Tuesday, July 26, 2011

PATIENCE: Wait for it.....

Patience continues to be the area I struggle with the most. I am pushing  myself to overcome it, because I will admit sometimes it keeps me from enjoying the moment of life I am in at that time. Lately, a few things tend to get me antsy, my job and my relationship. In both areas I am running this race of where I think in my head I should be with both. My relationship has had some challenges, quite a number of them to be honest and that would most certainly lead us into another blog entry.  I believe that we should just move beyond the issues (overnight) and get going to the next phase. However, I believe everything happens for a reason and because I trust God I trust that everything will be okay and happen as it should, when it should. Of course I can say that last part faster than it takes to manifest. It is a process that is actually teaching me a lot about myself, for one slowing down and really getting to know a person for all that they are and getting to know myself.  I am amazed at what I did not consider in relationships previously! Number 1 lesson in patience is growth. 

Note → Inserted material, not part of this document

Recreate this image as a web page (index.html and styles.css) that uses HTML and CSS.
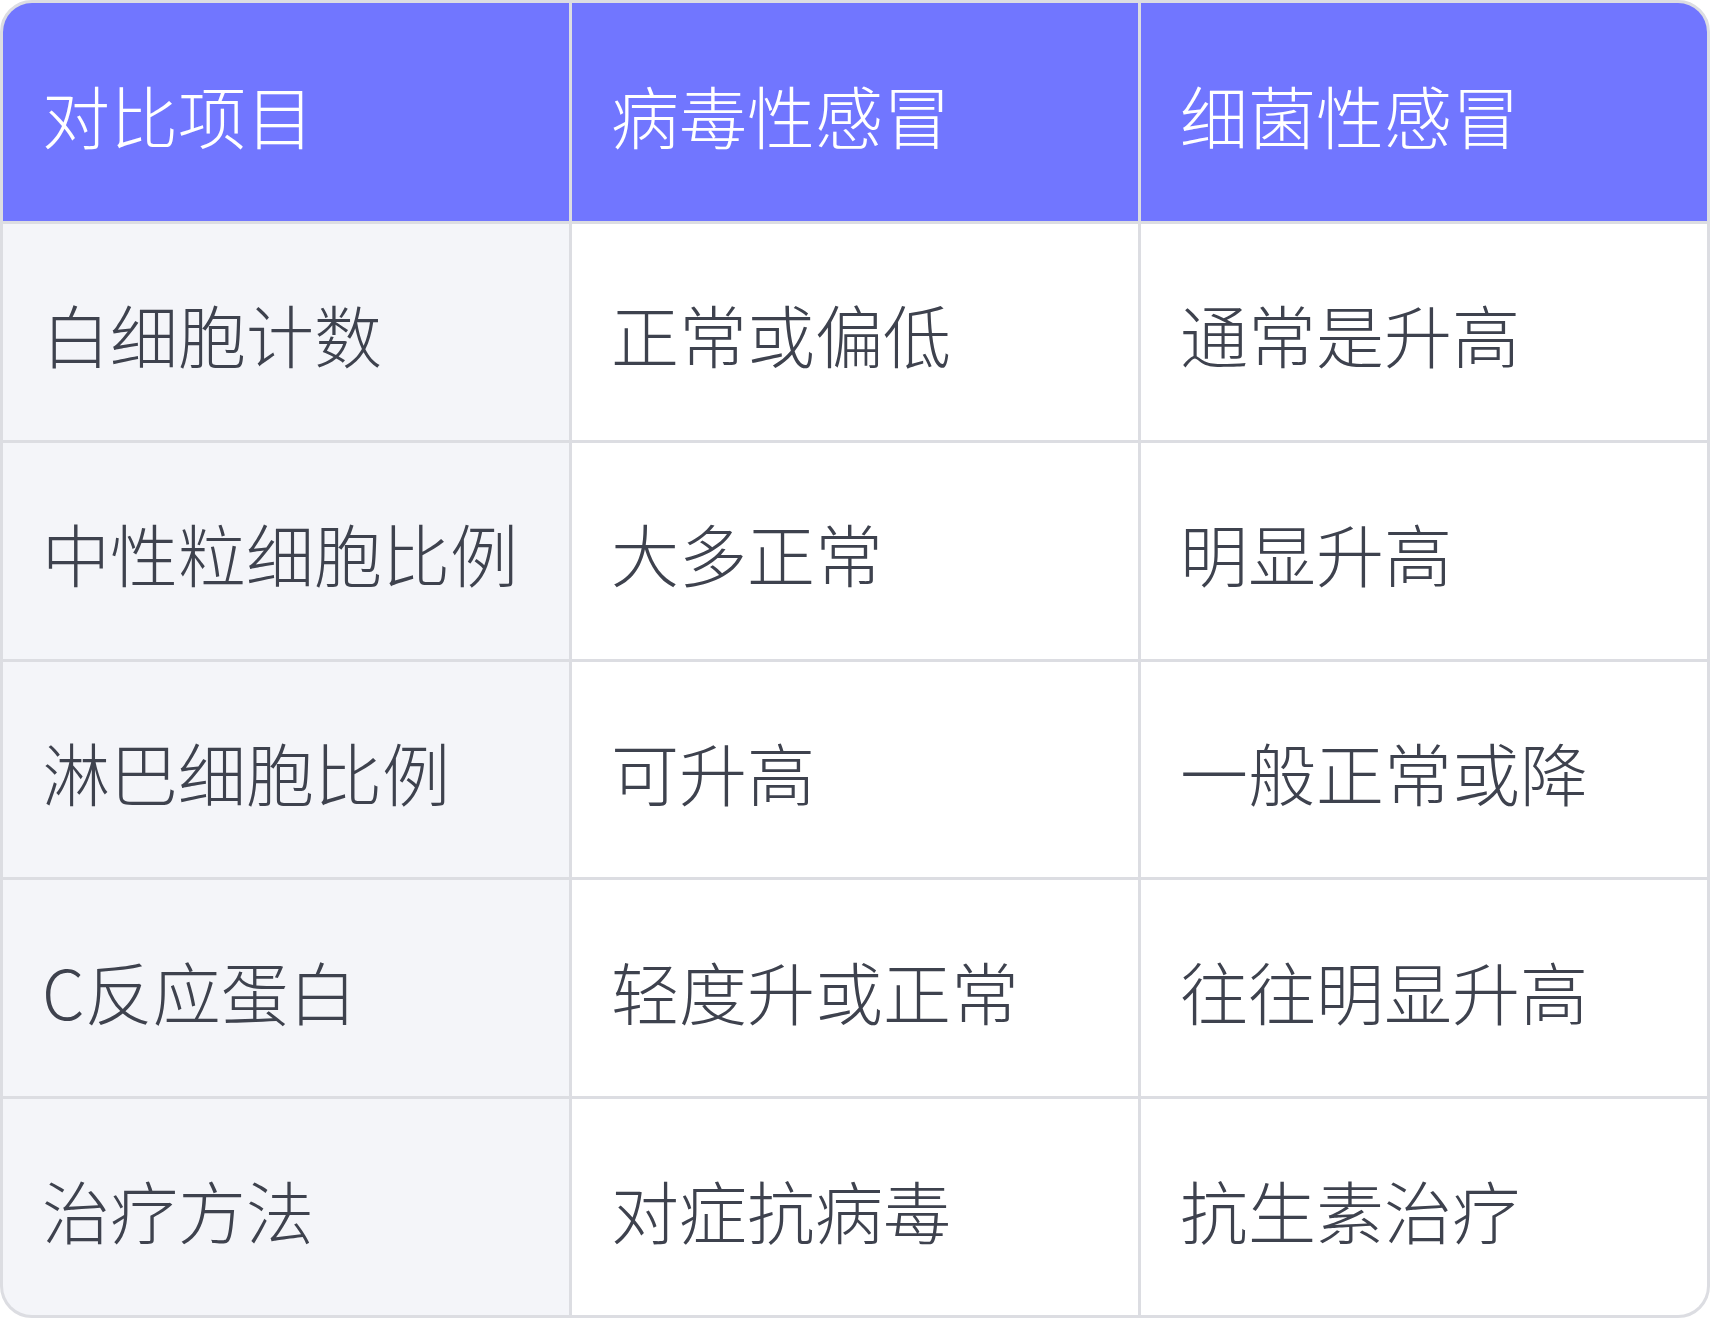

Coming in for a close tie is my job, I have been blessed with a job that brought me back to the area I believe I belong in after 10 months of unemployment. Initially, I was going to embark on a new adventure and get things done in an effort to propel me forward, only several things happened, I didn’t think it totally through, I did not address the doubt I was having about the move. Once I had made the move everything changed and it was more than I could handle, even the ever-changing easily bored Sagittarius in me was on a roller coaster ride I was desperate to get off of. So what happened I wanted instant fix, I didn’t want to go back to what was going on before but I wanted some things to come back and again it took 10 months for it all to come together and in the end I have to say the things I set out to change and learn about myself still happened and although it was the most stressful, emotional, uphill battle of my 32 years of life I can honestly say it was well worth it. To see how far I have come, it has taken my struggle of patience up a notch, I have learned the value of “waiting”, a little bit. It won’t happen overnight but I refuse to believe I am incapable of being patient especially when I know that by being patient I am also exercising my faith. I read somewhere that Faith is daring the soul to look beyond what the eye can see. When I think about it, because I have a personal relationship with God I know that is one thing he asks of us to trust him and have Faith, not knowing what is ahead but knowing that it will all be worth it in the end.
So I know I am not alone on this plight to live the best possible life we can live, but what we must do is remain in the moment and know that with Faith and Patience everything we seek to have in life, will be given to us, when the time is right.